Reel Injun a encouragé les artistes et les activistes autochtones à créer leurs propres histoires dans la littérature et au cinéma, et à corriger les représentations existantes de leurs peuples et de leurs cultures. Rougemania tente humblement de faire la même chose et de répondre à de nombreuses questions suscitées par Reel Injun. Mais une fois de plus, notre sujet s’est révélé si riche que nous n’avons pu montrer que la partie émergée de l’iceberg.
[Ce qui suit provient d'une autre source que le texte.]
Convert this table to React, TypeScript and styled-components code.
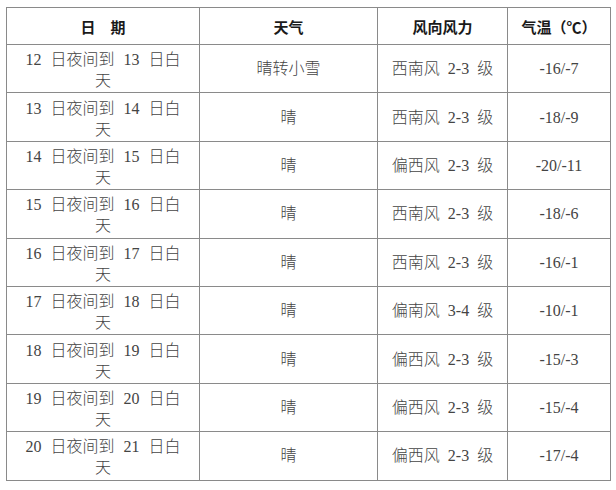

Ce n’est qu’aujourd’hui que l’histoire des Amériques est racontée par les personnes qualifiées pour le faire. Non seulement dans les films, mais aussi dans les romans, les essais, les articles, les conférences, les manifestations, les médias sociaux et toute autre forme de communication que nous pouvons maîtriser pour raconter notre histoire.

 

Les récits présentés dans Rougemania en surprendront et en choqueront plus qu’un, et nombreuses seront les personnes qui ne croiront pas un mot de certaines de nos affirmations. Il y aura certainement des discussions animées, des disputes, des critiques et des tentatives de rejeter ce que nous savons être la véritable histoire de l’Amérique autochtone. Rougemania sera sans doute considéré comme un film provocateur, mais il suscitera également des conversations et des débats indispensables.